The problem:
Begin with the first line of the listing and quote every line through the one containing "string; c: string"; give only those lines.

Data lines:
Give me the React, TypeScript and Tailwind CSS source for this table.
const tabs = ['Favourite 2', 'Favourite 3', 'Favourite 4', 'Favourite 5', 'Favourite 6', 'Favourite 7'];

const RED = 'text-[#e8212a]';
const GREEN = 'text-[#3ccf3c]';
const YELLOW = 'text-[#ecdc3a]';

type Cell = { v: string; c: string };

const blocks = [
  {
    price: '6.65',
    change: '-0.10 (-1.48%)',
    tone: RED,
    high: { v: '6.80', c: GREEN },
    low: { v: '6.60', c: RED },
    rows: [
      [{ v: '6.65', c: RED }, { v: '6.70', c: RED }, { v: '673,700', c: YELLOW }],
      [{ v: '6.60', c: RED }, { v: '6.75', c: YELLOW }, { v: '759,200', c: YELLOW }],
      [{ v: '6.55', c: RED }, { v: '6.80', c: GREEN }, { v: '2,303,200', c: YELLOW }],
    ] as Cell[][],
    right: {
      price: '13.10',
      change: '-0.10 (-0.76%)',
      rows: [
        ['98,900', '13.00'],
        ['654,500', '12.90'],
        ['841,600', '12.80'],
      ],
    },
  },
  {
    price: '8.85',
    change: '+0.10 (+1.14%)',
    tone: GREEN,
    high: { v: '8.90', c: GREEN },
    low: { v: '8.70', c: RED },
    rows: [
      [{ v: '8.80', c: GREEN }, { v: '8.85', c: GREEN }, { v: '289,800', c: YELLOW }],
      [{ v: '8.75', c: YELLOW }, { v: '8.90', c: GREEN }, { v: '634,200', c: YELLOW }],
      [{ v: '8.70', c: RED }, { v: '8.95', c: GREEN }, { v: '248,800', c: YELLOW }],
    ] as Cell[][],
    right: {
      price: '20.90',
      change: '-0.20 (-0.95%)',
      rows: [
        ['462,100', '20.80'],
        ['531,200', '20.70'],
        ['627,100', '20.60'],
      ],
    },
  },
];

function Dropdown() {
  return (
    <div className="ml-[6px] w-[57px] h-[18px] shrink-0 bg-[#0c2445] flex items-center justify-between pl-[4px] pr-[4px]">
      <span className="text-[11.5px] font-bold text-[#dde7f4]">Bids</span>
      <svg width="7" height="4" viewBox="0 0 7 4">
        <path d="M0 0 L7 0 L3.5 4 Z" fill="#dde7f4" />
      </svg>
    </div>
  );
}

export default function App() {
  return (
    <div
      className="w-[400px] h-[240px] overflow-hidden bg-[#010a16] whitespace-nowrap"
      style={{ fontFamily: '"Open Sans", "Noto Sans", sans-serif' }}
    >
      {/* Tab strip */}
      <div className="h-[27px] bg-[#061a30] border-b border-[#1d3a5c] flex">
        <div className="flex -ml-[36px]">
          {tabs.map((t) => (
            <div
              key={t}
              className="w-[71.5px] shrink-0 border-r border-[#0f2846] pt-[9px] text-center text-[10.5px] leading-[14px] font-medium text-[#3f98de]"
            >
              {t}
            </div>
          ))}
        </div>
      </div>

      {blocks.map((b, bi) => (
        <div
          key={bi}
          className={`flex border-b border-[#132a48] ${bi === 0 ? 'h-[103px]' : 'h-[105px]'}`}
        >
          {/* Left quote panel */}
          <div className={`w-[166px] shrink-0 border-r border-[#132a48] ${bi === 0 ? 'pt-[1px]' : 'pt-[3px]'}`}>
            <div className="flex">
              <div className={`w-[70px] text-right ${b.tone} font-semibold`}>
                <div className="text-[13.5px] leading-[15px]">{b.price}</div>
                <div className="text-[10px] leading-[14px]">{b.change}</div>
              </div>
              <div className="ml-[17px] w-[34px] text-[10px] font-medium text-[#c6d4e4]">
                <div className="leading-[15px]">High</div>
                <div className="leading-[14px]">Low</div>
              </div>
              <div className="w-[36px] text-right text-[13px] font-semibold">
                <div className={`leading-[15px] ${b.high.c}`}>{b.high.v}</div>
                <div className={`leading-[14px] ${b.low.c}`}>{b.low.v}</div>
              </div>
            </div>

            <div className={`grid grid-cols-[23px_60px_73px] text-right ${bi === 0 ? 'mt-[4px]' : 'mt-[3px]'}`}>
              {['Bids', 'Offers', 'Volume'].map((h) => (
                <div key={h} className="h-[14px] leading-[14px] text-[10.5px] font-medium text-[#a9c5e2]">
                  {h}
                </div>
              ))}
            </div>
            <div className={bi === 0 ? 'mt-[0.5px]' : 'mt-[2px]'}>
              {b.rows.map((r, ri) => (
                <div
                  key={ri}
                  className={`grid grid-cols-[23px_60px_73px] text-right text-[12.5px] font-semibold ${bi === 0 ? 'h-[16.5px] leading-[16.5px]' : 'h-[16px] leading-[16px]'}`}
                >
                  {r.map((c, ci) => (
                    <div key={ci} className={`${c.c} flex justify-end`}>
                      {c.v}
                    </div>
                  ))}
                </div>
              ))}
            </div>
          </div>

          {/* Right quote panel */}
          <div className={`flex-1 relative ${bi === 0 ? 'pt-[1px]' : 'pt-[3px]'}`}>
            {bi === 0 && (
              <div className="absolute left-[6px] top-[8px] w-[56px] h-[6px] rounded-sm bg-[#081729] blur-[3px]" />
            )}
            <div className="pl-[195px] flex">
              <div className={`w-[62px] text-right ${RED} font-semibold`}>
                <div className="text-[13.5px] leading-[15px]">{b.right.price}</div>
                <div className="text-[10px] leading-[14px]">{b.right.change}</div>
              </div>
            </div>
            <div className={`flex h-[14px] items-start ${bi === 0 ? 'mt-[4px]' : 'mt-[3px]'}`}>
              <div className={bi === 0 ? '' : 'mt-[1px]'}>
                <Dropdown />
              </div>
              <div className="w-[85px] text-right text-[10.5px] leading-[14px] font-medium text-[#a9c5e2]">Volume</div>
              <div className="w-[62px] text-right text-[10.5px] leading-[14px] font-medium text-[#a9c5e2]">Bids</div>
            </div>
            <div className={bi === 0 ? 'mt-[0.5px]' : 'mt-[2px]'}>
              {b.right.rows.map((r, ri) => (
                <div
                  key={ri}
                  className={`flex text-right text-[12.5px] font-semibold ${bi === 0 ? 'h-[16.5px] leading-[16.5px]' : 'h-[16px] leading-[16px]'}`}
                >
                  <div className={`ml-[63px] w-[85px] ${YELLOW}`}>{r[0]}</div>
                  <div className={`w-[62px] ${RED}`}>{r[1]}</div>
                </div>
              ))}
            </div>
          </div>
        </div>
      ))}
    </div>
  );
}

Output for this exercise:
Give me the React, TypeScript and Tailwind CSS source for this table.
const tabs = ['Favourite 2', 'Favourite 3', 'Favourite 4', 'Favourite 5', 'Favourite 6', 'Favourite 7'];

const RED = 'text-[#e8212a]';
const GREEN = 'text-[#3ccf3c]';
const YELLOW = 'text-[#ecdc3a]';

type Cell = { v: string; c: string };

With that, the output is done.